Outside of any training you receive from the equipment manufacturer/distributor, trial and error is the key to success in D2 printing. If you have never used this type of equipment, buy blank garments and expect to throw them in the junk pile afterward. There are a couple of things to keep in mind to make the D2 process run a little smoother.
The shirt style itself can affect the print quality. For example, an extremely soft, ring-spun cotton white garment typically absorbs the ink more than a standard cotton shirt, making the print less vibrant, whereas a ring-spun cotton dark garment is often the best shirt to print on. Taking notes throughout the process will help you better understand the variables and help you to retain the information moving forward.
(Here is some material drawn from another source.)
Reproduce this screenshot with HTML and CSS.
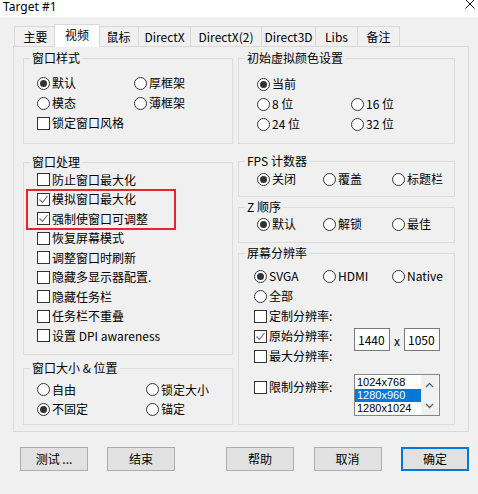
FILE: index.html
```html
<!DOCTYPE html>
<html lang="zh-CN">
<head>
<meta charset="utf-8">
<title>Target #1</title>
<link rel="stylesheet" href="styles.css">
</head>
<body>
<div class="titlebar">
  <span class="title">Target #1</span>
  <svg class="close" width="10" height="9" viewBox="0 0 10 9"><path d="M0.5 -0.5 L9.5 8.5 M9.5 -0.5 L0.5 8.5" stroke="#111" stroke-width="1" fill="none"/></svg>
</div>
<div class="main">
  <div class="tabs">
    <div class="tab">主要</div>
    <div class="tab active">视频</div>
    <div class="tab t-mouse">鼠标</div>
    <div class="tab t-dx">DirectX</div>
    <div class="tab t-dx2">DirectX(2)</div>
    <div class="tab t-d3d">Direct3D</div>
    <div class="tab">Libs</div>
    <div class="tab">备注</div>
  </div>
  <div class="panel">
    <div class="col col-left">
      <fieldset class="group g-style">
        <legend>窗口样式</legend>
        <div class="opts">
          <label class="opt"><span class="radio on"></span>默认</label>
          <label class="opt"><span class="radio"></span>厚框架</label>
          <label class="opt"><span class="radio"></span>模态</label>
          <label class="opt"><span class="radio"></span>薄框架</label>
          <label class="opt wide"><span class="check"></span>锁定窗口风格</label>
        </div>
      </fieldset>
      <fieldset class="group g-proc">
        <legend>窗口处理</legend>
        <div class="opts">
          <label class="opt"><span class="check"></span>防止窗口最大化</label>
          <div class="hl">
            <label class="opt"><span class="check on"><svg width="11" height="11" viewBox="0 0 11 11"><polyline points="1.5,5.5 4.5,8.5 9.5,2" fill="none" stroke="#6e6e6e" stroke-width="1.1"/></svg></span>模拟窗口最大化</label>
            <label class="opt"><span class="check on"><svg width="11" height="11" viewBox="0 0 11 11"><polyline points="1.5,5.5 4.5,8.5 9.5,2" fill="none" stroke="#6e6e6e" stroke-width="1.1"/></svg></span>强制使窗口可调整</label>
          </div>
          <label class="opt"><span class="check"></span>恢复屏幕模式</label>
          <label class="opt"><span class="check"></span>调整窗口时刷新</label>
          <label class="opt"><span class="check"></span>隐藏多显示器配置.</label>
          <label class="opt"><span class="check"></span>隐藏任务栏</label>
          <label class="opt"><span class="check"></span>任务栏不重叠</label>
          <label class="opt"><span class="check"></span>设置 DPI awareness</label>
        </div>
      </fieldset>
      <fieldset class="group g-size">
        <legend>窗口大小 &amp; 位置</legend>
        <div class="opts">
          <label class="opt"><span class="radio"></span>自由</label>
          <label class="opt"><span class="radio"></span>锁定大小</label>
          <label class="opt"><span class="radio on"></span>不固定</label>
          <label class="opt"><span class="radio"></span>锚定</label>
        </div>
      </fieldset>
    </div>
    <div class="col col-right">
      <fieldset class="group g-color">
        <legend>初始虚拟颜色设置</legend>
        <div class="opts">
          <label class="opt wide"><span class="radio on"></span>当前</label>
          <label class="opt"><span class="radio"></span>8 位</label>
          <label class="opt"><span class="radio"></span>16 位</label>
          <label class="opt"><span class="radio"></span>24 位</label>
          <label class="opt"><span class="radio"></span>32 位</label>
        </div>
      </fieldset>
      <fieldset class="group g-fps">
        <legend>FPS 计数器</legend>
        <div class="opts">
          <label class="opt"><span class="radio on"></span>关闭</label>
          <label class="opt"><span class="radio"></span>覆盖</label>
          <label class="opt"><span class="radio"></span>标题栏</label>
        </div>
      </fieldset>
      <fieldset class="group g-z">
        <legend>Z 顺序</legend>
        <div class="opts">
          <label class="opt"><span class="radio on"></span>默认</label>
          <label class="opt"><span class="radio"></span>解锁</label>
          <label class="opt"><span class="radio"></span>最佳</label>
        </div>
      </fieldset>
      <fieldset class="group g-res">
        <legend>屏幕分辨率</legend>
        <div class="res">
          <div class="opts three">
            <label class="opt"><span class="radio on"></span>SVGA</label>
            <label class="opt"><span class="radio"></span>HDMI</label>
            <label class="opt"><span class="radio"></span>Native</label>
            <label class="opt wide"><span class="radio"></span>全部</label>
            <label class="opt wide"><span class="check"></span>定制分辨率:</label>
          </div>
          <div class="pair">
            <div class="pair-labels">
              <label class="opt"><span class="check on"><svg width="11" height="11" viewBox="0 0 11 11"><polyline points="1.5,5.5 4.5,8.5 9.5,2" fill="none" stroke="#6e6e6e" stroke-width="1.1"/></svg></span>原始分辨率:</label>
              <label class="opt"><span class="check"></span>最大分辨率:</label>
            </div>
            <div class="size-inputs">
              <span class="field">1440</span>
              <span class="times">x</span>
              <span class="field">1050</span>
            </div>
          </div>
          <div class="pair limit">
            <label class="opt limit-label"><span class="check"></span>限制分辨率:</label>
            <div class="listbox">
              <div class="items">
                <div class="item">1024x768</div>
                <div class="item sel">1280x960</div>
                <div class="item">1280x1024</div>
              </div>
              <div class="scroll">
                <svg width="9" height="6" viewBox="0 0 9 6"><polyline points="1,5 4.5,1.5 8,5" fill="none" stroke="#606060" stroke-width="1.3"/></svg>
                <svg width="9" height="6" viewBox="0 0 9 6"><polyline points="1,1 4.5,4.5 8,1" fill="none" stroke="#606060" stroke-width="1.3"/></svg>
              </div>
            </div>
          </div>
        </div>
      </fieldset>
    </div>
  </div>
  <div class="buttons">
    <div class="btn-group">
      <button class="btn">测试 ...</button>
      <button class="btn">结束</button>
    </div>
    <div class="btn-group">
      <button class="btn">帮助</button>
      <button class="btn">取消</button>
      <button class="btn default">确定</button>
    </div>
  </div>
</div>
</body>
</html>
```
FILE: styles.css
```css
html, body {
  margin: 0;
  padding: 0;
}
body {
  width: 478px;
  height: 494px;
  overflow: hidden;
  background: #f0f0f0;
  color: #000;
  font: 12px/1.2 "Noto Sans CJK SC", "Noto Sans", sans-serif;
}

/* title bar */
.titlebar {
  height: 17px;
  background: #fff;
  display: flex;
  justify-content: space-between;
  align-items: flex-start;
  overflow: hidden;
}
.title {
  font: 12px/14px "Noto Sans", "Noto Sans CJK SC", sans-serif;
  margin: 0 0 0 3px;
  color: #000;
}
.close {
  margin-right: 3px;
  display: block;
}

.main {
  padding: 7px 10px 0 13px;
}

/* tabs */
.tabs {
  display: flex;
  align-items: flex-end;
  height: 22px;
  padding-left: 1px;
  position: relative;
  z-index: 1;
}
.tab {
  height: 20px;
  width: 43px;
  box-sizing: border-box;
  padding: 0;
  margin-left: -1px;
  border: 1px solid #d9d9d9;
  border-bottom: none;
  background: #f0f0f0;
  line-height: 19px;
  text-align: center;
  white-space: nowrap;
}
.tabs .tab:first-child { margin-left: 0; }
.tab.t-mouse { width: 41px; }
.tab.t-dx { width: 53px; }
.tab.t-dx2 { width: 72px; }
.tab.t-d3d { width: 55px; }
.tab.active {
  height: 23px;
  width: 46px;
  background: #fff;
  margin: 0 -1px -1px -3px;
  line-height: 20px;
  position: relative;
  z-index: 2;
}

/* panel */
.panel {
  border: 1px solid #d9d9d9;
  padding: 3px 13px 6px 9px;
  display: flex;
  gap: 5px;
  width: 456px;
  box-sizing: border-box;
}
.col {
  display: flex;
  flex-direction: column;
}
.col-left { width: 210px; }
.col-right { width: 217px; }

fieldset.group {
  margin: 0;
  padding: 0;
  min-width: 0;
  border: 1px solid #dcdcdc;
  box-sizing: border-box;
}
fieldset.group legend {
  margin-left: 6px;
  padding: 0 2px;
  height: 16px;
  line-height: 16px;
}

.opts {
  display: grid;
}
.opt {
  display: flex;
  align-items: center;
  gap: 2px;
  height: 20px;
  white-space: nowrap;
}
.opt.wide { grid-column: 1 / -1; }

.radio, .check {
  width: 13px;
  height: 13px;
  box-sizing: border-box;
  border: 1px solid #333;
  background: #fff;
  flex: none;
  display: flex;
  align-items: center;
  justify-content: center;
}
.radio { border-radius: 50%; }
.radio.on::after {
  content: "";
  width: 7px;
  height: 7px;
  border-radius: 50%;
  background: #333;
}
.check svg { display: block; }

/* left column */
fieldset.g-style { height: 94px; }
.g-style .opts {
  padding: 7px 0 0 13px;
  grid-template-columns: 97px auto;
}
fieldset.g-proc { height: 201px; margin-top: 10px; }
.g-proc .opts { padding-left: 13px; }
.g-proc .opt { height: 19.5px; }
.hl { position: relative; }
.hl::after {
  content: "";
  position: absolute;
  left: -11px;
  top: -1px;
  width: 150px;
  height: 41px;
  border: 2px solid #e8242d;
  box-sizing: border-box;
  pointer-events: none;
}
fieldset.g-size { height: 65px; margin-top: 5px; }
.g-size .opts {
  padding: 4px 0 0 13px;
  grid-template-columns: 109px auto;
}
.g-size .opt { height: 19.5px; }

/* right column */
fieldset.g-color { height: 94px; }
.g-color .opts {
  padding: 8px 0 0 18px;
  grid-template-columns: 94px auto;
}
fieldset.g-fps { height: 44px; margin-top: 9px; }
fieldset.g-z { height: 44px; margin-top: 2px; }
.g-fps .opts, .g-z .opts {
  padding: 1px 0 0 18px;
  grid-template-columns: 66px 69px auto;
}
.g-z .opts { padding-top: 0; }
.g-fps .opt, .g-z .opt { height: 19px; }

fieldset.g-res { height: 180px; margin-top: 2px; }
.res { padding: 5px 0 0 15px; }
.opts.three { grid-template-columns: 69px 69px auto; }
.pair {
  display: grid;
  grid-template-columns: 100px auto;
}
.size-inputs {
  display: flex;
  align-items: center;
  margin-top: 2px;
  align-self: start;
}
.field {
  width: 36px;
  height: 23px;
  box-sizing: border-box;
  border: 1px solid #7a7a7a;
  background: #fff;
  padding-left: 3px;
  line-height: 21px;
}
.times {
  width: 14px;
  text-align: center;
  padding-top: 3px;
}
.pair.limit { margin-top: 8px; }
.limit-label { margin-top: 3px; }
.listbox {
  width: 86px;
  height: 42px;
  box-sizing: border-box;
  border: 1px solid #828790;
  background: #fff;
  display: flex;
  padding: 0 1px 0 0;
  overflow: hidden;
}
.items {
  width: 66px;
  padding-top: 1px;
  font: 11px/13px "Liberation Sans", "Noto Sans", sans-serif;
}
.item {
  height: 13px;
  line-height: 13px;
  padding-left: 2px;
  white-space: nowrap;
}
.item.sel {
  background: #0078d7;
  color: #fff;
}
.scroll {
  width: 17px;
  background: #f0f0f0;
  display: flex;
  flex-direction: column;
  justify-content: space-between;
  align-items: center;
  padding: 7px 0 6px;
  box-sizing: border-box;
}
.scroll svg { display: block; }

/* buttons */
.buttons {
  display: flex;
  justify-content: space-between;
  margin: 15px -1px 0 7px;
}
.btn-group {
  display: flex;
  gap: 19.5px;
}
.btn-group:first-child { gap: 19px; }
.btn {
  width: 68px;
  height: 24px;
  box-sizing: border-box;
  border: 1px solid #adadad;
  background: #e1e1e1;
  font: 12px/1 "Noto Sans CJK SC", "Noto Sans", sans-serif;
  color: #000;
  padding: 0;
  margin: 0;
  display: flex;
  align-items: center;
  justify-content: center;
}
.btn.default { border: 2px solid #0078d7; }
```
Refrain from using white ink in your system until you have mastered the use of your software and maintenance of your equipment. The problem isn’t so much the white ink as it is the pretreating process or preparing your garment to accept the white ink. The amount of needed pretreatment varies depending on the garment style. Ring-spun cotton tends to need much less pretreat, giving you a softer feel, whereas a standard cotton shirt most often requires more, which results in a heavier feel or hand. There are also blends and tri-blends in which some work better than others and some not at all. This is part of the learning experience and mastering the basics before tackling the white ink process allows you to absorb the information and not become overwhelmed.
Most people are excited to receive their equipment and begin selling, but it is best to not take on any paid work without understanding some of these basic principles. D2 printing is repeatable once you master the basics, but if you don’t allow for the additional time needed throughout this process, it will be much easier for you to let the equipment sit than utilize it for its intended purpose.